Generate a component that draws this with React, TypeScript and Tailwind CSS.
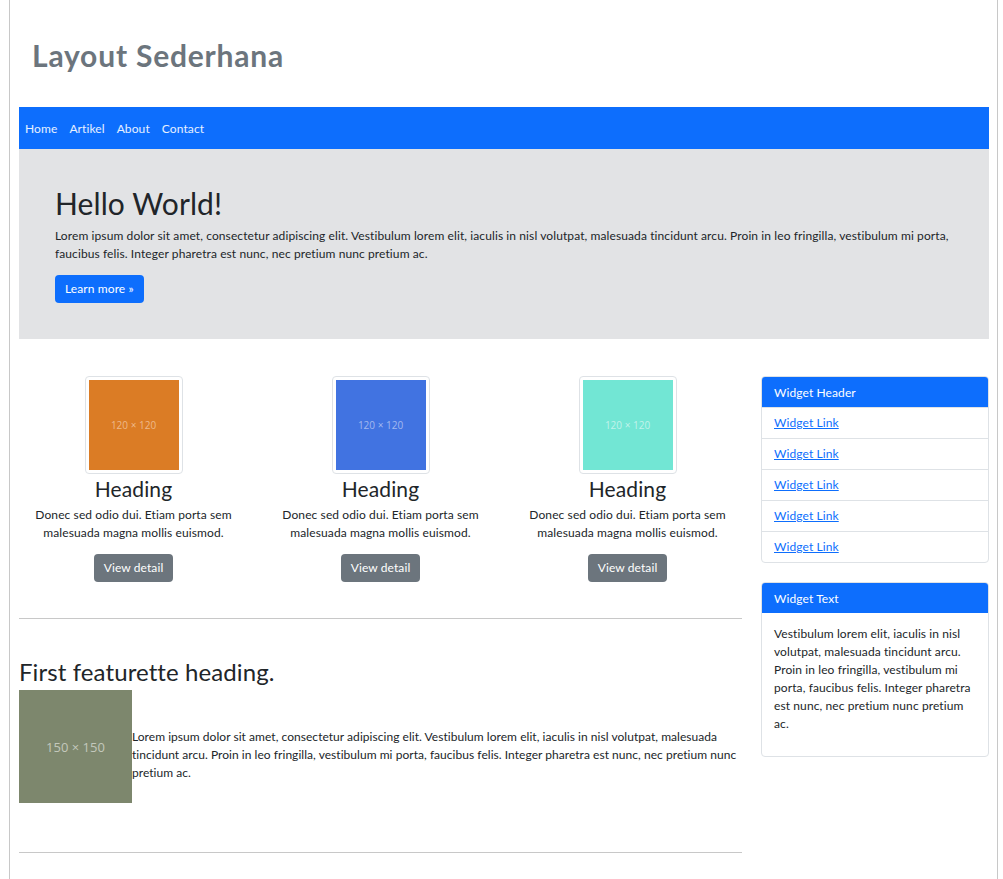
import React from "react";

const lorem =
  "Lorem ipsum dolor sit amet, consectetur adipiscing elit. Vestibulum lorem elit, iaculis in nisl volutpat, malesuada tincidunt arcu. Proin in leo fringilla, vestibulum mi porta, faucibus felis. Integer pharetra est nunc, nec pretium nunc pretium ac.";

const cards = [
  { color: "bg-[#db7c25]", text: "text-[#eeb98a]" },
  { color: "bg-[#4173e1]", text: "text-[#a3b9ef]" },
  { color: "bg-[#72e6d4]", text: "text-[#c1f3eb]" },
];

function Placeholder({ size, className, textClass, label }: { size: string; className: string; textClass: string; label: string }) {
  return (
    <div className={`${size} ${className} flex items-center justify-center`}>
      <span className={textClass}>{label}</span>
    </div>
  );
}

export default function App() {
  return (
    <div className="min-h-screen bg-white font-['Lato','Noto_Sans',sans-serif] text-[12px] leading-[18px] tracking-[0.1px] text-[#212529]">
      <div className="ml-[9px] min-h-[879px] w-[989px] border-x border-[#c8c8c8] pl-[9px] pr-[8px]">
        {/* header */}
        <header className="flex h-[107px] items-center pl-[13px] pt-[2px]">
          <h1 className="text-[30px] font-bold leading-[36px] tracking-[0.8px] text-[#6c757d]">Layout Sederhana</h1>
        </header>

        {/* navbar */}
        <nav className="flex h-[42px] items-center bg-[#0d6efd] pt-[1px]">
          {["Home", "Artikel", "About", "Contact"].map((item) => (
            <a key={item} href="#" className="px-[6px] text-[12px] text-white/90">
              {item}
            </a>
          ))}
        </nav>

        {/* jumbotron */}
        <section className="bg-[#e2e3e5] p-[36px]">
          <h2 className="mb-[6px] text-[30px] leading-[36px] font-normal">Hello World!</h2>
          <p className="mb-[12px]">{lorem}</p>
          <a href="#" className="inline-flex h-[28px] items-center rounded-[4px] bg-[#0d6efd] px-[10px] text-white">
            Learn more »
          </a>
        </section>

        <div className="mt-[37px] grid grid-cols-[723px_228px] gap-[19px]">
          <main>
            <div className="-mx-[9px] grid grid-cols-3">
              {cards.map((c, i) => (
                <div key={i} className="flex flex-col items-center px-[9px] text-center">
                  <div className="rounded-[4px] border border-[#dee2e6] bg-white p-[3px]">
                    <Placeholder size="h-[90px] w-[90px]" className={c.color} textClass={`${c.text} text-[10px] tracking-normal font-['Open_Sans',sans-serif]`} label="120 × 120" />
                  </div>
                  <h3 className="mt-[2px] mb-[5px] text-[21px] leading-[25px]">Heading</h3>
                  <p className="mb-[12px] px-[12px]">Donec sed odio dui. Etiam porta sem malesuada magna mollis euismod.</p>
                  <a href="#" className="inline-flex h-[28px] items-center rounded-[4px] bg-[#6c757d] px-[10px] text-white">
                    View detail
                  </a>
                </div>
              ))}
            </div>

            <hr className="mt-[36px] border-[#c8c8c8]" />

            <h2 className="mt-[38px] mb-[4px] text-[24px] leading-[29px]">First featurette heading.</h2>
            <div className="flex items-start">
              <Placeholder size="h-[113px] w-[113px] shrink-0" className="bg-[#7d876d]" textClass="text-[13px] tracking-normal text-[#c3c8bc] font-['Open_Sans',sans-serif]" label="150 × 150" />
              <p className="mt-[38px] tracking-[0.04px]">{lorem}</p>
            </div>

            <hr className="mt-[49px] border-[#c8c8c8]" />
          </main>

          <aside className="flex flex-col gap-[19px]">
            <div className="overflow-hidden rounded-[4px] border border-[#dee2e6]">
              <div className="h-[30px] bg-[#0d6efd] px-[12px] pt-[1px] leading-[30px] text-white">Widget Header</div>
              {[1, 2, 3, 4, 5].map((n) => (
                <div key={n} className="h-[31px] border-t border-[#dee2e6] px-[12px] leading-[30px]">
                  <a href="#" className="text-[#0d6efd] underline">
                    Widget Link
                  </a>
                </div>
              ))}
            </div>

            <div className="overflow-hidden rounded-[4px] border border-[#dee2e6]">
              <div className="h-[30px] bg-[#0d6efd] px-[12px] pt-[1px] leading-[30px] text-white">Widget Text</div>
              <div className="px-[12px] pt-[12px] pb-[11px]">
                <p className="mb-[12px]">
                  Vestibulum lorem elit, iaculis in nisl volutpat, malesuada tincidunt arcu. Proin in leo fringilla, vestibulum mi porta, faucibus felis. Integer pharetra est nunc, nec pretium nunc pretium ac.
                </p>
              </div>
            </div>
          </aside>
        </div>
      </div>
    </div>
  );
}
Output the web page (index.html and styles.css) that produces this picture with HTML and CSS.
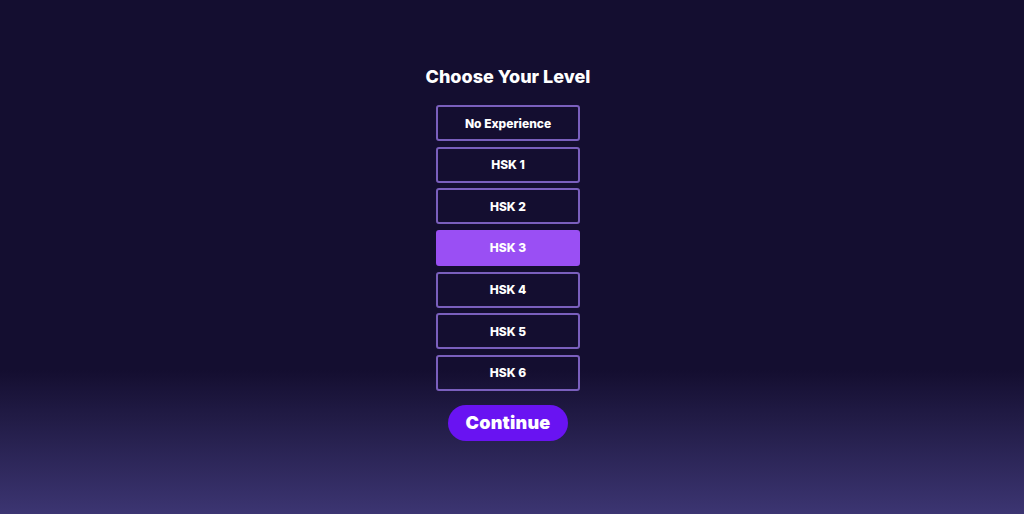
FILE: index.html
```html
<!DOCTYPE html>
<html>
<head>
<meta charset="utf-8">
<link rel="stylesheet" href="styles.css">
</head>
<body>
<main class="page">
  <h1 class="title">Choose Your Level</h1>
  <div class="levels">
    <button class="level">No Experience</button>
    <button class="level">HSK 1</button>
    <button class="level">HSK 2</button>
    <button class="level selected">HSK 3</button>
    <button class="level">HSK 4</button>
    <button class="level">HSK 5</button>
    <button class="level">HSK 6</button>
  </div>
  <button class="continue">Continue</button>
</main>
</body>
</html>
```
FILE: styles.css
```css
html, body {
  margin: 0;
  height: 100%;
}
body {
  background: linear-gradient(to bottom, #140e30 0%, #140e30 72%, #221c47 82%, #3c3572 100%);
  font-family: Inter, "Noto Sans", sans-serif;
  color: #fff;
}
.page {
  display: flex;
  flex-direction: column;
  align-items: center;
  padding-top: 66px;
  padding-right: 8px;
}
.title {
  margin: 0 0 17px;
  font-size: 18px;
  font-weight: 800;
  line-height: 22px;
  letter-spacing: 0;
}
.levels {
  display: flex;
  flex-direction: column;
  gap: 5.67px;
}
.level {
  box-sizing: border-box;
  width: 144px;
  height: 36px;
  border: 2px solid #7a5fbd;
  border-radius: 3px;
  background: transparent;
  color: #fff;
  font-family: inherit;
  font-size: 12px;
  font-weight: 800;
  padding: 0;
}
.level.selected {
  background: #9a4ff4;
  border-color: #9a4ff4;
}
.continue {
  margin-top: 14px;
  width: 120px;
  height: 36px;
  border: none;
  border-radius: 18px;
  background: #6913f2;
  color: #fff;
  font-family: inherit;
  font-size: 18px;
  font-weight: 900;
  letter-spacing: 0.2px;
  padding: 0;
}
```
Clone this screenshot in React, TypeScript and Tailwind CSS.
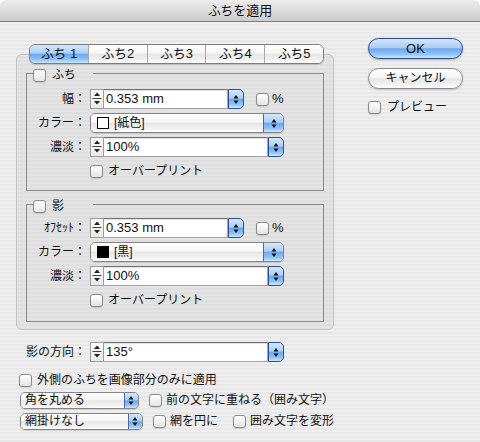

| DIRECTION |
Repeat the records in full, exactly as they appear, without the pictures.

| TASK RESPONSE |
Generate a component that draws this with React, TypeScript and Tailwind CSS.
import React from "react";

const lorem =
  "Lorem ipsum dolor sit amet, consectetur adipiscing elit. Vestibulum lorem elit, iaculis in nisl volutpat, malesuada tincidunt arcu. Proin in leo fringilla, vestibulum mi porta, faucibus felis. Integer pharetra est nunc, nec pretium nunc pretium ac.";

const cards = [
  { color: "bg-[#db7c25]", text: "text-[#eeb98a]" },
  { color: "bg-[#4173e1]", text: "text-[#a3b9ef]" },
  { color: "bg-[#72e6d4]", text: "text-[#c1f3eb]" },
];

function Placeholder({ size, className, textClass, label }: { size: string; className: string; textClass: string; label: string }) {
  return (
    <div className={`${size} ${className} flex items-center justify-center`}>
      <span className={textClass}>{label}</span>
    </div>
  );
}

export default function App() {
  return (
    <div className="min-h-screen bg-white font-['Lato','Noto_Sans',sans-serif] text-[12px] leading-[18px] tracking-[0.1px] text-[#212529]">
      <div className="ml-[9px] min-h-[879px] w-[989px] border-x border-[#c8c8c8] pl-[9px] pr-[8px]">
        {/* header */}
        <header className="flex h-[107px] items-center pl-[13px] pt-[2px]">
          <h1 className="text-[30px] font-bold leading-[36px] tracking-[0.8px] text-[#6c757d]">Layout Sederhana</h1>
        </header>

        {/* navbar */}
        <nav className="flex h-[42px] items-center bg-[#0d6efd] pt-[1px]">
          {["Home", "Artikel", "About", "Contact"].map((item) => (
            <a key={item} href="#" className="px-[6px] text-[12px] text-white/90">
              {item}
            </a>
          ))}
        </nav>

        {/* jumbotron */}
        <section className="bg-[#e2e3e5] p-[36px]">
          <h2 className="mb-[6px] text-[30px] leading-[36px] font-normal">Hello World!</h2>
          <p className="mb-[12px]">{lorem}</p>
          <a href="#" className="inline-flex h-[28px] items-center rounded-[4px] bg-[#0d6efd] px-[10px] text-white">
            Learn more »
          </a>
        </section>

        <div className="mt-[37px] grid grid-cols-[723px_228px] gap-[19px]">
          <main>
            <div className="-mx-[9px] grid grid-cols-3">
              {cards.map((c, i) => (
                <div key={i} className="flex flex-col items-center px-[9px] text-center">
                  <div className="rounded-[4px] border border-[#dee2e6] bg-white p-[3px]">
                    <Placeholder size="h-[90px] w-[90px]" className={c.color} textClass={`${c.text} text-[10px] tracking-normal font-['Open_Sans',sans-serif]`} label="120 × 120" />
                  </div>
                  <h3 className="mt-[2px] mb-[5px] text-[21px] leading-[25px]">Heading</h3>
                  <p className="mb-[12px] px-[12px]">Donec sed odio dui. Etiam porta sem malesuada magna mollis euismod.</p>
                  <a href="#" className="inline-flex h-[28px] items-center rounded-[4px] bg-[#6c757d] px-[10px] text-white">
                    View detail
                  </a>
                </div>
              ))}
            </div>

            <hr className="mt-[36px] border-[#c8c8c8]" />

            <h2 className="mt-[38px] mb-[4px] text-[24px] leading-[29px]">First featurette heading.</h2>
            <div className="flex items-start">
              <Placeholder size="h-[113px] w-[113px] shrink-0" className="bg-[#7d876d]" textClass="text-[13px] tracking-normal text-[#c3c8bc] font-['Open_Sans',sans-serif]" label="150 × 150" />
              <p className="mt-[38px] tracking-[0.04px]">{lorem}</p>
            </div>

            <hr className="mt-[49px] border-[#c8c8c8]" />
          </main>

          <aside className="flex flex-col gap-[19px]">
            <div className="overflow-hidden rounded-[4px] border border-[#dee2e6]">
              <div className="h-[30px] bg-[#0d6efd] px-[12px] pt-[1px] leading-[30px] text-white">Widget Header</div>
              {[1, 2, 3, 4, 5].map((n) => (
                <div key={n} className="h-[31px] border-t border-[#dee2e6] px-[12px] leading-[30px]">
                  <a href="#" className="text-[#0d6efd] underline">
                    Widget Link
                  </a>
                </div>
              ))}
            </div>

            <div className="overflow-hidden rounded-[4px] border border-[#dee2e6]">
              <div className="h-[30px] bg-[#0d6efd] px-[12px] pt-[1px] leading-[30px] text-white">Widget Text</div>
              <div className="px-[12px] pt-[12px] pb-[11px]">
                <p className="mb-[12px]">
                  Vestibulum lorem elit, iaculis in nisl volutpat, malesuada tincidunt arcu. Proin in leo fringilla, vestibulum mi porta, faucibus felis. Integer pharetra est nunc, nec pretium nunc pretium ac.
                </p>
              </div>
            </div>
          </aside>
        </div>
      </div>
    </div>
  );
}
Output the web page (index.html and styles.css) that produces this picture with HTML and CSS.
FILE: index.html
```html
<!DOCTYPE html>
<html>
<head>
<meta charset="utf-8">
<link rel="stylesheet" href="styles.css">
</head>
<body>
<main class="page">
  <h1 class="title">Choose Your Level</h1>
  <div class="levels">
    <button class="level">No Experience</button>
    <button class="level">HSK 1</button>
    <button class="level">HSK 2</button>
    <button class="level selected">HSK 3</button>
    <button class="level">HSK 4</button>
    <button class="level">HSK 5</button>
    <button class="level">HSK 6</button>
  </div>
  <button class="continue">Continue</button>
</main>
</body>
</html>
```
FILE: styles.css
```css
html, body {
  margin: 0;
  height: 100%;
}
body {
  background: linear-gradient(to bottom, #140e30 0%, #140e30 72%, #221c47 82%, #3c3572 100%);
  font-family: Inter, "Noto Sans", sans-serif;
  color: #fff;
}
.page {
  display: flex;
  flex-direction: column;
  align-items: center;
  padding-top: 66px;
  padding-right: 8px;
}
.title {
  margin: 0 0 17px;
  font-size: 18px;
  font-weight: 800;
  line-height: 22px;
  letter-spacing: 0;
}
.levels {
  display: flex;
  flex-direction: column;
  gap: 5.67px;
}
.level {
  box-sizing: border-box;
  width: 144px;
  height: 36px;
  border: 2px solid #7a5fbd;
  border-radius: 3px;
  background: transparent;
  color: #fff;
  font-family: inherit;
  font-size: 12px;
  font-weight: 800;
  padding: 0;
}
.level.selected {
  background: #9a4ff4;
  border-color: #9a4ff4;
}
.continue {
  margin-top: 14px;
  width: 120px;
  height: 36px;
  border: none;
  border-radius: 18px;
  background: #6913f2;
  color: #fff;
  font-family: inherit;
  font-size: 18px;
  font-weight: 900;
  letter-spacing: 0.2px;
  padding: 0;
}
```
Clone this screenshot in React, TypeScript and Tailwind CSS.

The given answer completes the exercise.